Appellant's third and fourth assignments of error state:
III. APPELLANT'S CONVICTION WAS AGAINST THE MANIFEST WEIGHT OF THE EVIDENCE ON THE CHARGE OF TRESPASS.
IV. APPELLANT'S CONVICTION WAS AGAINST THE MANIFEST WEIGHT OF THE EVIDENCE ON THE CHARGE OF DEFRAUDING CREDITORS.
In his third and fourth assignments of error, appellant asserts that his convictions were against the manifest weight of the evidence.
When reviewing a claim that the judgment in a criminal case is against the manifest weight of the evidence, this court reviews the entire record, weighs the evidence and all reasonable inferences, considers the credibility of witnesses and determines whether, in resolving conflicts in the evidence, the trier of fact clearly lost its way and created such a manifest miscarriage of justice that the conviction must be reversed and a new trial ordered.

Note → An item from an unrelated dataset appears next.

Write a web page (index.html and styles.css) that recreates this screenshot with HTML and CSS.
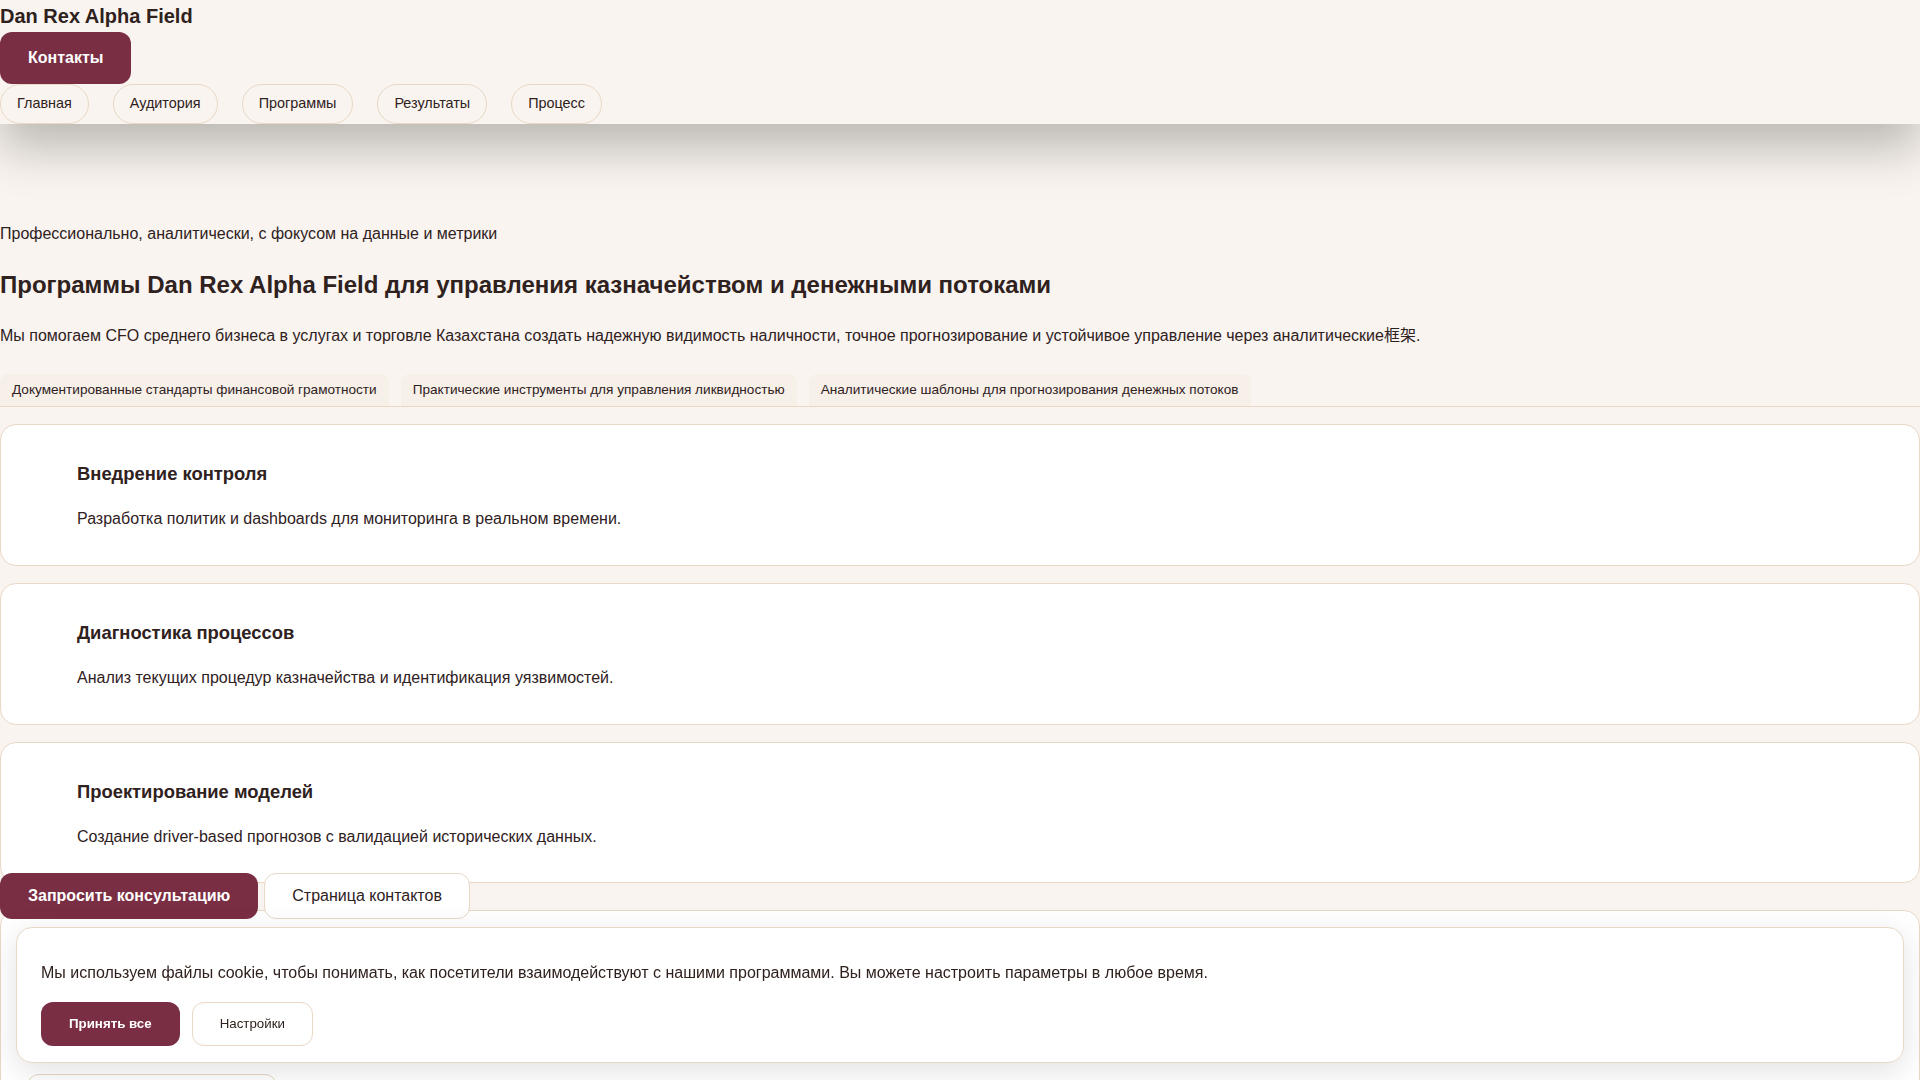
FILE: index.html
```html
<!DOCTYPE html>
<html lang="ru">
<head>
    <meta charset="UTF-8">
    <meta name="viewport" content="width=device-width, initial-scale=1.0">
    <title>Dan Rex Alpha Field — Программы</title>
    <link rel="stylesheet" href="styles.css">
</head>
<body>
    <header class="site-header">
        <div class="brand">Dan Rex Alpha Field</div>
        <a href="#contacts" class="btn btn-primary btn-header">Контакты</a>
        <nav class="main-nav">
            <a href="#" class="nav-pill">Главная</a>
            <a href="#" class="nav-pill">Аудитория</a>
            <a href="#" class="nav-pill">Программы</a>
            <a href="#" class="nav-pill">Результаты</a>
            <a href="#" class="nav-pill">Процесс</a>
        </nav>
    </header>

    <main class="page">
        <section class="hero">
            <p class="tone">Профессионально, аналитически, с фокусом на данные и метрики</p>
            <h2 class="hero-title">Программы Dan Rex Alpha Field для управления казначейством и денежными потоками</h2>
            <p class="lead">Мы помогаем CFO среднего бизнеса в услугах и торговле Казахстана создать надежную видимость наличности, точное прогнозирование и устойчивое управление через аналитические框架.</p>
        </section>

        <div class="tabs">
            <span class="tab">Документированные стандарты финансовой грамотности</span>
            <span class="tab">Практические инструменты для управления ликвидностью</span>
            <span class="tab">Аналитические шаблоны для прогнозирования денежных потоков</span>
        </div>

        <div class="cards">
            <div class="card">
                <h3>Внедрение контроля</h3>
                <p>Разработка политик и dashboards для мониторинга в реальном времени.</p>
            </div>
            <div class="card">
                <h3>Диагностика процессов</h3>
                <p>Анализ текущих процедур казначейства и идентификация уязвимостей.</p>
            </div>
            <div class="card">
                <h3>Проектирование моделей</h3>
                <p>Создание driver-based прогнозов с валидацией исторических данных.</p>
            </div>
        </div>

        <div class="actions">
            <a href="#" class="btn btn-primary">Запросить консультацию</a>
            <a href="#contacts" class="btn btn-secondary">Страница контактов</a>
        </div>

        <div class="card card-next" id="contacts">
            <div class="field"></div>
        </div>
    </main>

    <div class="cookie">
        <p>Мы используем файлы cookie, чтобы понимать, как посетители взаимодействуют с нашими программами. Вы можете настроить параметры в любое время.</p>
        <div class="cookie-actions">
            <button class="btn btn-primary btn-small">Принять все</button>
            <button class="btn btn-secondary btn-small">Настройки</button>
        </div>
    </div>
</body>
</html>
```

FILE: styles.css
```css
body {
    margin: 0;
    font-family: "Liberation Sans", Arial, "Noto Sans CJK SC", sans-serif;
    font-size: 16px;
    line-height: 1.6;
    color: #2f211d;
    background-color: #f9f4ef;
}
a {
    color: inherit;
    text-decoration: none;
}

/* header */
.site-header {
    position: relative;
    z-index: 2;
    background: #f9f4ef;
    box-shadow: 0 24px 48px rgba(0, 0, 0, 0.25);
}
.brand {
    font-size: 20px;
    font-weight: bold;
    line-height: 32px;
}
.btn {
    display: inline-block;
    font-family: inherit;
    font-size: 16px;
    line-height: 1.5;
    padding: 10px 27px;
    border: 1px solid transparent;
    border-radius: 12px;
    cursor: pointer;
}
.btn-primary {
    background: #7a2e43;
    color: #ffffff;
    font-weight: bold;
}
.btn-secondary {
    background: #ffffff;
    color: #2f211d;
    border-color: #e9d8c6;
}
.btn-header {
    padding: 13px 27px;
}
.main-nav {
    display: flex;
    gap: 24px;
}
.nav-pill {
    font-size: 14.4px;
    line-height: 1.5;
    padding: 8px 16px;
    border: 1px solid #e9d8c6;
    border-radius: 999px;
}

/* hero */
.hero {
    padding-top: 97px;
}
.tone {
    margin: 0;
}
.hero-title {
    font-size: 24px;
    line-height: 1.3;
    margin: 23px 0 23px;
}
.lead {
    margin: 0 0 25px;
}

/* tabs */
.tabs {
    display: flex;
    gap: 12px;
    border-bottom: 1px solid #e9d8c6;
}
.tab {
    font-size: 13.6px;
    line-height: 1.5;
    padding: 6px 12px;
    background: #f7f0e9;
    border-radius: 8px 8px 0 0;
}

/* cards */
.cards {
    display: flex;
    flex-direction: column;
    gap: 17px;
    margin-top: 17px;
}
.card {
    background: #ffffff;
    border: 1px solid #e9d8c6;
    border-radius: 16px;
    padding: 37px 76px 33px;
}
.card h3 {
    font-size: 18.4px;
    line-height: 23px;
    margin: 0 0 21px;
}
.card p {
    margin: 0;
}
.actions {
    position: relative;
    z-index: 1;
    display: flex;
    gap: 6px;
    margin-top: -10px;
}
.card-next {
    margin-top: -9px;
    padding: 163px 26px 40px;
}
.field {
    width: 248px;
    height: 44px;
    border: 1px solid #e9d8c6;
    border-radius: 12px;
}

/* cookie banner */
.cookie {
    position: fixed;
    left: 16px;
    right: 16px;
    bottom: 17px;
    z-index: 5;
    background: #ffffff;
    border: 1px solid #e9d8c6;
    border-radius: 16px;
    padding: 16px 24px;
    box-shadow: 0 8px 32px rgba(0, 0, 0, 0.12);
}
.cookie p {
    margin: 16px 0;
}
.cookie-actions {
    display: flex;
    gap: 12px;
}
.btn-small {
    font-size: 13.3px;
    padding: 11px 27px;
    line-height: 20px;
}
```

State v. Thompkins (1997), 78 Ohio St.3d 380, 387, citing State v. Martin (1983), 20 Ohio App.3d 172, 175.
After reviewing the entire record, weighing the evidence and considering the credibility of witnesses, we are not persuaded that the trial court clearly lost its way and created such a manifest miscarriage of justice that appellant's convictions must be reversed. Rather, the record demonstrates that there is substantial evidence from which the trial court could have concluded, beyond a reasonable doubt, that appellant entered Mihu's private barn without permission to do so, in violation of Strongsville Cod. Ord. 642.12, and, with knowledge that his horse boarding account was in arrears, took the horse without paying the balance due on the account with an intent to defraud Mihu, in violation of Strongsville Cod. Ord. 2913.45(A)(1).
Appellant's third and fourth assignments of error are therefore overruled.
It is ordered that appellee recover from appellant costs herein taxed.
The court finds there were reasonable grounds for this appeal.
It is ordered that a special mandate issue out of this court directing the Berea Municipal Court to carry this judgment into execution. The defendant's conviction having been affirmed, any bail pending appeal is terminated. Case remanded to the trial court for execution of sentence.